Profile Photo

Brynn (Yibo) Peng

彭艺博

Artificial Intelligence Engineering Master Student

Carnegie Mellon University

Intro

I recently graduated from Carnegie Mellon University with a Master's degree in Artificial Intelligence Engineering. Currently, I work as a Research Assistant at NeuLab, where I'm fortunate to be advised by Professor Graham Neubig. I also collaborate closely with Professor Daniel Fried and PhD candidate Zora (Zhiruo) Wang at CMU.

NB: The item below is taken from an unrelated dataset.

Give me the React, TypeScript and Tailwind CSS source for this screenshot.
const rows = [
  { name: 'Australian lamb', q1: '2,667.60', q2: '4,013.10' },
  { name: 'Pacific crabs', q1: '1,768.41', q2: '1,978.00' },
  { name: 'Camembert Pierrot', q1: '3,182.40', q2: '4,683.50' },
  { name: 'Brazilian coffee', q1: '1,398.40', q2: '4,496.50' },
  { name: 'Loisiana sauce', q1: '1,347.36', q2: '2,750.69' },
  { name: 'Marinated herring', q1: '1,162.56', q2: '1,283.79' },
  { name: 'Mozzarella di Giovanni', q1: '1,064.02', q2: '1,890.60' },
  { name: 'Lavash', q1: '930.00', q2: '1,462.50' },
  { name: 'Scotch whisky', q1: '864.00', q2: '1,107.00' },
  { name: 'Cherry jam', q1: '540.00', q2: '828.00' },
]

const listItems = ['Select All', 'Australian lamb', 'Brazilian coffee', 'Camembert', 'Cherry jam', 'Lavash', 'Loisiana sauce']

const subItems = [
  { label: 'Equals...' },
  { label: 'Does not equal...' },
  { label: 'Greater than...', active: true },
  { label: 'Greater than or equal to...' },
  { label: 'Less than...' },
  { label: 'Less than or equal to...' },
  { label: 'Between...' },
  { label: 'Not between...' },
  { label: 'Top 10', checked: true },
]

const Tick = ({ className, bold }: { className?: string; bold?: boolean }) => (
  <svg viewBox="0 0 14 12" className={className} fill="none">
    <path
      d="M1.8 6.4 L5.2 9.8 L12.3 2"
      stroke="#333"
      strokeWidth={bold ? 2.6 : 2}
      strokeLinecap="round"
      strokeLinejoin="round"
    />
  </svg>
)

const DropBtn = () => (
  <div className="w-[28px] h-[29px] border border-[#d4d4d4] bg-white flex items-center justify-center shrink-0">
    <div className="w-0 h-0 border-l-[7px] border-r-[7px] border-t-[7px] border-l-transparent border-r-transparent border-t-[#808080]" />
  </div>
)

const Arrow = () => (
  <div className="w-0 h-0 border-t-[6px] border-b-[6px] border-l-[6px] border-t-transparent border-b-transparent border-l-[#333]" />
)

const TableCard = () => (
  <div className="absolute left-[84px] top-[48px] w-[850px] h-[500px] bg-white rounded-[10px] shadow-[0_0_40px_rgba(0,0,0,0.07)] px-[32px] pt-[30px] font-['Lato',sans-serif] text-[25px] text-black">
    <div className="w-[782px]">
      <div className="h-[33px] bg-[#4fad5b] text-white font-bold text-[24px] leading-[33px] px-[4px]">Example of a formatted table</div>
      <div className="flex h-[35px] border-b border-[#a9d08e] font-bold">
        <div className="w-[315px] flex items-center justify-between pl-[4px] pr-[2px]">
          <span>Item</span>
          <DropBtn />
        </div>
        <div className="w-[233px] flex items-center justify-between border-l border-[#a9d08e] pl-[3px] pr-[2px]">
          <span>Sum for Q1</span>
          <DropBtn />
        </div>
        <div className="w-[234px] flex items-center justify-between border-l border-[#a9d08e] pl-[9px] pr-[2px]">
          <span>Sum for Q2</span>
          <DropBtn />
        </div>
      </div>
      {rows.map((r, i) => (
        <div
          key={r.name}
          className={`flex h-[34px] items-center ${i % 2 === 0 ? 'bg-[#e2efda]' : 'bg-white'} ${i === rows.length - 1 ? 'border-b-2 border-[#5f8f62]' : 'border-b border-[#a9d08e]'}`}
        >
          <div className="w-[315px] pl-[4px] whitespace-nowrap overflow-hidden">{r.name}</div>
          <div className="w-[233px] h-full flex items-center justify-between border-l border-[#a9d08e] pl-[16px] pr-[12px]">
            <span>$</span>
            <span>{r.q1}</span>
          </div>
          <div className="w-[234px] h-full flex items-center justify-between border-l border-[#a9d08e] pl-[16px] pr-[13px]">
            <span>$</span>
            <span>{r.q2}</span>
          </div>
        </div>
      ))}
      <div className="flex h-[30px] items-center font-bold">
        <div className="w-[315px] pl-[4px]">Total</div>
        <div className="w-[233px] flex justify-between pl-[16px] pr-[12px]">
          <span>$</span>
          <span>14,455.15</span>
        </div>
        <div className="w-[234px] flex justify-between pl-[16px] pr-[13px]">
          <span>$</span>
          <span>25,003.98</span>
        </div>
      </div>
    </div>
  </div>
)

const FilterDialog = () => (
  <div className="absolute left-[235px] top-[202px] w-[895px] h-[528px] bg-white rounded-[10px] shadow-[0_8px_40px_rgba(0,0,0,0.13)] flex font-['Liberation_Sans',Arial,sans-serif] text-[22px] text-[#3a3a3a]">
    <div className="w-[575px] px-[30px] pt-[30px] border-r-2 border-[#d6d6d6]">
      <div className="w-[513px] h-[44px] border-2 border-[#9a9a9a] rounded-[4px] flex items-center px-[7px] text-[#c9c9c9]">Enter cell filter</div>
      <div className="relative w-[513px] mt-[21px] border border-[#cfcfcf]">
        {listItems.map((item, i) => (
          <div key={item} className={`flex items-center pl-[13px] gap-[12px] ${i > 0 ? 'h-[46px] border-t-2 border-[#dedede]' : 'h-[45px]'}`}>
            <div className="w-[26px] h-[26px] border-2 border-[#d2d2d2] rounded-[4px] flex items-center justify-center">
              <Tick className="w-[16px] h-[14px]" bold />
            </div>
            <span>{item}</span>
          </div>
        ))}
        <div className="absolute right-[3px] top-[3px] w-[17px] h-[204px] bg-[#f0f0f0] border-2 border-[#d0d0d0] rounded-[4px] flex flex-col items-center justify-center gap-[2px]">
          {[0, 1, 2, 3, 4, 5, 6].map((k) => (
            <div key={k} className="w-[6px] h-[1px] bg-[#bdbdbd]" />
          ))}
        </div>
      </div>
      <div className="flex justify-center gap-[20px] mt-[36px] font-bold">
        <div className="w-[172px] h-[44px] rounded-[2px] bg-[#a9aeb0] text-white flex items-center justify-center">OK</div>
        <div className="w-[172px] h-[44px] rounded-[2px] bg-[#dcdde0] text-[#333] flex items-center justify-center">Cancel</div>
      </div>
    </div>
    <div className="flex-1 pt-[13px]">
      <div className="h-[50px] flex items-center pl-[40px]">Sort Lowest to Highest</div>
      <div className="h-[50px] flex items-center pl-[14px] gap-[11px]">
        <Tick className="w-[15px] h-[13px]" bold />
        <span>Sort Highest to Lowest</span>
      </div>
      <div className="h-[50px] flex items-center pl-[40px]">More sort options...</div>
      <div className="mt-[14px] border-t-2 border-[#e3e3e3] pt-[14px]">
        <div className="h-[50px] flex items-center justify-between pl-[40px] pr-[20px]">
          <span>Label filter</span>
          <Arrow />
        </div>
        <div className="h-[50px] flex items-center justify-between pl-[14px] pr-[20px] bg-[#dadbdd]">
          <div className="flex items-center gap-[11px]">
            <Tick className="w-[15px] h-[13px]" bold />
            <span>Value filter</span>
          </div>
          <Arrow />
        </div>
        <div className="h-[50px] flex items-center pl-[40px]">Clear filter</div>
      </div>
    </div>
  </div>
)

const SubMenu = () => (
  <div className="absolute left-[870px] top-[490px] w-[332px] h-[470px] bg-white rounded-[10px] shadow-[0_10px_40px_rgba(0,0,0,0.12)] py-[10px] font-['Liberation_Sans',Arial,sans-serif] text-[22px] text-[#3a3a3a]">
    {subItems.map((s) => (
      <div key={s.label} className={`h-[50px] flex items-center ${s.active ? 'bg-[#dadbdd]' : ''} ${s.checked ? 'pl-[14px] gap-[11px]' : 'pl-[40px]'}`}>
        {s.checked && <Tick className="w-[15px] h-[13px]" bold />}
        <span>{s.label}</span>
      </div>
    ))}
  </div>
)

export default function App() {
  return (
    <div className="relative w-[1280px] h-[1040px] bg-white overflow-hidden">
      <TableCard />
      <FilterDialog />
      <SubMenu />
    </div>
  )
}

I am deeply intrigued by Multi-modal (e.g., vision, language) LLMs and Agents with applications to health science and code generation. My recent research focuses on retrieval-based methods, which I believe play a fundamental role in next-generation language models by improving their factuality, adaptability, and trustworthiness.

I am actively seeking a PhD position for Fall 2026 and potential collaboration opportunities. Feel free to reach out and review my CV for more details.

Research

2024

Can Long-Context Language Models Solve Repository-Level Code Generation? (in submission)

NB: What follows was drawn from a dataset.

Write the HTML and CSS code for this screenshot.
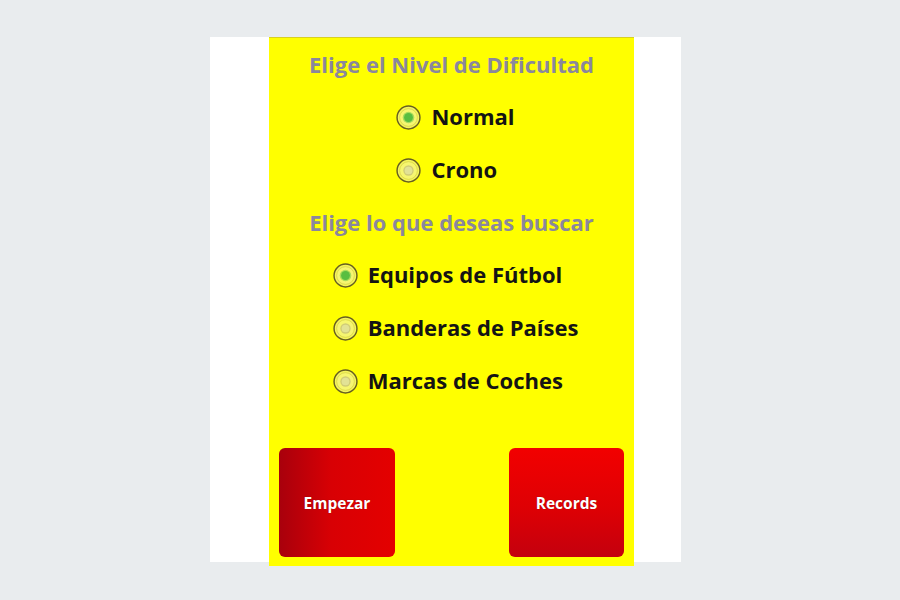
FILE: index.html
```html
<!DOCTYPE html>
<html lang="es">
<head>
<meta charset="utf-8">
<title>Nivel de Dificultad</title>
<link rel="stylesheet" href="styles.css">
</head>
<body>
<div class="panel">
  <div class="screen">
    <div class="heading">Elige el Nivel de Dificultad</div>
    <div class="group">
      <div class="option">
        <svg class="radio" viewBox="0 0 26 26"><circle cx="13" cy="13" r="11.9" fill="#f4f45c" stroke="#665e22" stroke-width="1.5"/><circle cx="13" cy="13" r="9.2" fill="#f6f670" stroke="#d6d248" stroke-width="0.8"/><circle cx="13" cy="13" r="6" fill="#a8dc5c"/><circle cx="13" cy="13" r="4.6" fill="#58be40"/></svg>
        <span class="label">Normal</span>
      </div>
      <div class="option">
        <svg class="radio" viewBox="0 0 26 26"><circle cx="13" cy="13" r="11.9" fill="#f4f45c" stroke="#665e22" stroke-width="1.5"/><circle cx="13" cy="13" r="9.2" fill="#f6f670" stroke="#d6d248" stroke-width="0.8"/><circle cx="13" cy="13" r="5.4" fill="#d0cc78"/><circle cx="13" cy="13" r="4" fill="#e2e296"/></svg>
        <span class="label">Crono</span>
      </div>
    </div>
    <div class="heading">Elige lo que deseas buscar</div>
    <div class="group">
      <div class="option">
        <svg class="radio" viewBox="0 0 26 26"><circle cx="13" cy="13" r="11.9" fill="#f4f45c" stroke="#665e22" stroke-width="1.5"/><circle cx="13" cy="13" r="9.2" fill="#f6f670" stroke="#d6d248" stroke-width="0.8"/><circle cx="13" cy="13" r="6" fill="#a8dc5c"/><circle cx="13" cy="13" r="4.6" fill="#58be40"/></svg>
        <span class="label">Equipos de Fútbol</span>
      </div>
      <div class="option">
        <svg class="radio" viewBox="0 0 26 26"><circle cx="13" cy="13" r="11.9" fill="#f4f45c" stroke="#665e22" stroke-width="1.5"/><circle cx="13" cy="13" r="9.2" fill="#f6f670" stroke="#d6d248" stroke-width="0.8"/><circle cx="13" cy="13" r="5.4" fill="#d0cc78"/><circle cx="13" cy="13" r="4" fill="#e2e296"/></svg>
        <span class="label">Banderas de Países</span>
      </div>
      <div class="option">
        <svg class="radio" viewBox="0 0 26 26"><circle cx="13" cy="13" r="11.9" fill="#f4f45c" stroke="#665e22" stroke-width="1.5"/><circle cx="13" cy="13" r="9.2" fill="#f6f670" stroke="#d6d248" stroke-width="0.8"/><circle cx="13" cy="13" r="5.4" fill="#d0cc78"/><circle cx="13" cy="13" r="4" fill="#e2e296"/></svg>
        <span class="label">Marcas de Coches</span>
      </div>
    </div>
    <div class="buttons">
      <div class="btn btn-start">Empezar</div>
      <div class="btn btn-records">Records</div>
    </div>
  </div>
</div>
</body>
</html>
```
FILE: styles.css
```css
html, body {
  margin: 0;
  padding: 0;
}
body {
  background: #e9ecee;
  width: 900px;
  height: 600px;
  overflow: hidden;
  padding-top: 37px;
  box-sizing: border-box;
  font-family: "Open Sans", "DejaVu Sans", sans-serif;
}
.panel {
  margin-left: 210px;
  width: 471px;
  height: 525px;
  background: #ffffff;
  padding-left: 59px;
  box-sizing: border-box;
}
.screen {
  width: 365px;
  height: 529px;
  background: #ffff00;
  border-top: 1px solid #d8d020;
  box-sizing: border-box;
  display: flex;
  flex-direction: column;
  align-items: center;
  padding-top: 1px;
  padding-bottom: 9px;
}
.heading {
  height: 52px;
  box-sizing: border-box;
  padding-bottom: 2px;
  display: flex;
  align-items: center;
  justify-content: center;
  font-size: 22px;
  font-weight: 700;
  color: #8a879d;
}
.group {
  display: flex;
  flex-direction: column;
  align-items: flex-start;
  margin-left: 8px;
}
.option {
  height: 53px;
  display: flex;
  align-items: center;
  gap: 10px;
}
.radio {
  width: 25px;
  height: 25px;
  display: block;
}
.label {
  font-size: 22px;
  font-weight: 700;
  color: #141414;
  padding-bottom: 3px;
}
.buttons {
  margin-top: auto;
  width: 100%;
  display: flex;
  justify-content: space-between;
  padding: 0 10px;
  box-sizing: border-box;
}
.btn {
  width: 116px;
  height: 109px;
  border-radius: 6px;
  display: flex;
  align-items: center;
  justify-content: center;
  color: #ffffff;
  font-size: 15.5px;
  font-weight: 700;
  text-shadow: 0 0 1px rgba(80,0,0,0.6);
}
.btn-start {
  background: linear-gradient(to right, #a8000c 0%, #d80004 45%, #e40000 100%);
}
.btn-records {
  width: 115px;
  background: linear-gradient(to bottom, #f20000 0%, #de0004 55%, #c4000e 100%);
}
```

• Implemented an experimental framework to compare long context models with Retrieval-Augmented Generation (RAG) for code generation, using Unlimiformer to extend model's input context lengths.

• Conducted experiments adjusting context lengths to explore their impact on code generation quality, identifying optimal ranges and revealing trade-offs between context length and noise.

• Demonstrated that RAG maintained superior performance over long context models, highlighting its effectiveness in organizing and utilizing large-scale information even when extensive context is available.

2022

Research 2022

Time Series Augmentation Based on GAN

• Combine unsupervised and supervised learning.

• Capture dynamic and static features.

• Used denoising autoencoder as the generator.

• Use gated recurrent unit imputation (GRUI) neural network.

[Demo]

Project

2024

Project 2024

Unlimiformer: Long-Range Transformers with Unlimited Length Input

• Reproduced Unlimiformer to extend input length in code generation tasks, using k-nearest neighbors (kNN) retrieval to handle long-distance inputs without increasing computational complexity.

• Introduced Repocoder RAG method for retrieval and tailored to the code snippets of code generation.

• Improved model performance with Unlimiformer, achieving significant gains in EM (Exact Match) and ES (Evaluation Score) when handling input sequences beyond the original context length limit.

Project 2024

LLM Speculative Sampling

• Implemented the Speculative Decoding algorithm, improving inference speed for large Transformer models through parallel computation, achieving 2-3x acceleration in practical tests.

• Designed KV Cache optimization to reduce memory bandwidth bottlenecks and enhance inference efficiency.

• Applied the acceleration technique to code generation tasks, conducting experimental validation using Salesforce Codegen model series (ranging from 350M to 6B parameters).

Project 2024

RepoCoder: Repository-Level Code Completion Through Iterative Retrieval and Generation

• Set up an experimental environment for testing, including line, API, and function level code completion tasks.

• Enhanced retrieval strategy to analyze code generation performance on state-of-the-art LLM.

• Used denoising autoencoder as the generator.

• Optimized the retrieval-generation pipeline through adding the prompt length which improved retrieval quality and increased the EM (Exact Match) score by over 5 % compared to the original baseline.